データベースを分けておけば、バグで他のテナントのデータまで変更してしまう可能性を減らせる。
データベースを分けたマルチテナントをサポートする、 『Apartment』という gem を使った記事を以前書いた。
Heroku 上での運営を考えているので、 Heroku 上でもテナントごとにデータベースを分けたマルチテナントが可能か試してみた。
なお、Heroku Postgres を使うから、厳密にはテナントごとにスキーマを分けることになる。
Heroku にデプロイ
Rails + Apartment でマルチテナントな Web サービスを作る - present で作成した Rails プロジェクトを使うことが前提。 git で Heroku に push する。

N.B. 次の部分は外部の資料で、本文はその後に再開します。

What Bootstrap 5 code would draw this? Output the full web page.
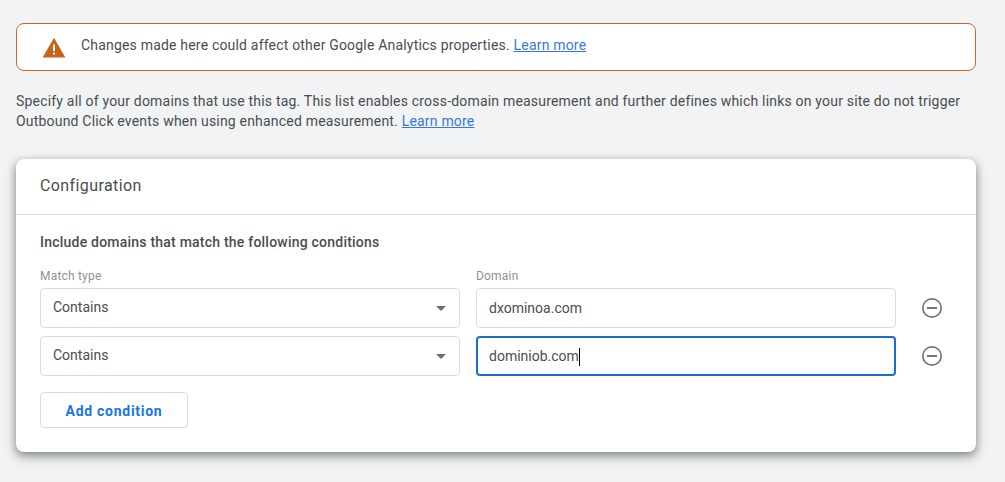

$ git remote add heroku git@heroku.com:tnakamura-sandbox.git $ git push heroku master
テナント作成
テナントを登録するテーブルが必要なので、まずマイグレーションを実行する。
$ heroku run bundle exec rake db:migrate
Heroku 上で rails console を実行し、テスト用のテナントを登録する。
$ heroku run bundle exec rails console irb(main)001:0> Tenant.create(name:"foobar") irb(main)002:0> Tenant.create(name:"hogefuga")
テナントのスキーマを作成
テナントを登録したので、各テナントのスキーマを Heroku Postgres 上に作成。 その後、各スキーマにマイグレーションを実行する。

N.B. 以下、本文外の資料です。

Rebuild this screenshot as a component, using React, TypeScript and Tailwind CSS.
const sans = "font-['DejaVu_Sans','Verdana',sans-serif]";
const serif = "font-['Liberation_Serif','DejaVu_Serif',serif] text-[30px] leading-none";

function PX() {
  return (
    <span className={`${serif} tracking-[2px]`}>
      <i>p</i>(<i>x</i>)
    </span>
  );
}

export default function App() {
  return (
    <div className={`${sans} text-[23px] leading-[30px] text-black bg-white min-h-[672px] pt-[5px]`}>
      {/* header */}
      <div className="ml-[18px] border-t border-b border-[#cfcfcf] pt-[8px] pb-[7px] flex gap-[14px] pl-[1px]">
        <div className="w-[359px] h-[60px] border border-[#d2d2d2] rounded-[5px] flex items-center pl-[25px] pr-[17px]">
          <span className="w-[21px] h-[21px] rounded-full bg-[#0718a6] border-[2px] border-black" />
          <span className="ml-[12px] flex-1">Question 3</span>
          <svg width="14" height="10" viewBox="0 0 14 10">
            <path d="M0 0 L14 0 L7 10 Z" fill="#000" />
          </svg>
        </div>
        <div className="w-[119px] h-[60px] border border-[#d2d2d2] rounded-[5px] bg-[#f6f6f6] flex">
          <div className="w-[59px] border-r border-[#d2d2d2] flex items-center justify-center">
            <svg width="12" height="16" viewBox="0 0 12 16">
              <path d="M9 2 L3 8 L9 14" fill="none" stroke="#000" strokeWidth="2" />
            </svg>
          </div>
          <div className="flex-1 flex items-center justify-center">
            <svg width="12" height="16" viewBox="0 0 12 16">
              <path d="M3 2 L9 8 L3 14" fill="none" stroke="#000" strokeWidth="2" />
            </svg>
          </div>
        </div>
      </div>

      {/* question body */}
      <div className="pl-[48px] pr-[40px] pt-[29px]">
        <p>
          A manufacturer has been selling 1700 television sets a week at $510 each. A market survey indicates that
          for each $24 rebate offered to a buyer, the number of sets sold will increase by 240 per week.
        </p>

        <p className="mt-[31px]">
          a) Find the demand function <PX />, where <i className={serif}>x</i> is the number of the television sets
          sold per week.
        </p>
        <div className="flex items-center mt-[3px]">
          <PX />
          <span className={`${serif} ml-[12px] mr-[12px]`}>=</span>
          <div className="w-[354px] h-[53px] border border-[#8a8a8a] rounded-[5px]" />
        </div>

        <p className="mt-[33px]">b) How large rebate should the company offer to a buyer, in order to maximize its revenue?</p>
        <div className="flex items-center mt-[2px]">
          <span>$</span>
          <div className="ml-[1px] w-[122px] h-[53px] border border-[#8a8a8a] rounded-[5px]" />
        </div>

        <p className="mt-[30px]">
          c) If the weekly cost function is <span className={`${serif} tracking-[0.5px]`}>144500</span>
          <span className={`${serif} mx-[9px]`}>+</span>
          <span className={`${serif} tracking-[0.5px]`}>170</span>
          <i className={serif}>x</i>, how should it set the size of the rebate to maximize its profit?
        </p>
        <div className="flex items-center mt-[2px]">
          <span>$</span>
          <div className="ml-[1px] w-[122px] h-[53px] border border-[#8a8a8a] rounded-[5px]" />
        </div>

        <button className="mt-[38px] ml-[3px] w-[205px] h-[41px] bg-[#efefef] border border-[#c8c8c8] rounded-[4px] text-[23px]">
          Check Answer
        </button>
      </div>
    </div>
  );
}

$ heroku run bundle exec rake apartment:create $ heroku run bundle exec rake db:migrate
今回は rake タスクで実行したけど、スキーマの作成と削除は Tenant のコールバックにしたほうが良さそうだ。
サブドメインを登録
Qiita::Team みたいに、テナントごとに異なるサブドメインを使いたい。
テナントが増えるたびにサブドメインを登録するのは手間なので、 例えば次のような、ワイルドカードのサブドメインを登録する。
cname *.yourdomain.jp tnakamura-sandbox.herokuapp.com.
自分はバリュードメインを使っているので、バリュードメインで設定した。 末尾のピリオドは必須。これを忘れたせいで、1日潰してしまった。要注意。
Heroku にドメインを追加
バリュードメインで登録した、ワイルドカードのサブドメインを Heroku に追加する。
$ heroku domains:add *.yourdomain.jp
これで、例えば foobar.yourdomain.jp と hogefuga.yourdomain.jp で、 Heroku 上の Rails アプリにアクセスできる。
Heroku 上でテナントごとにスキーマが違っているか確認
Web ブラウザで、まず foobar のサブドメインにアクセス(実際のドメイン名は都合により隠している)。
サインアップしてみる。
ログイン後のトップページにユーザーの一覧が表示された。
次に hogefuga のサブドメインにアクセス。
サブドメインが違うので、こちらではまだログインしていない状態になっている。
こちらでもサインアップしてみる。
すると、ユーザー一覧にはサインアップしたユーザーだけが表示された。
ちゃんとテナントごとにスキーマが分かれているようだ。
まとめ
ワイルドカードのサブドメインを使っているので、 テナントごとに異なるサブドメインを使える。
また、Apartment を使っているので、サブドメインごとにスキーマを分けることができた。 結果、テナントごとにスキーマを分けることに成功。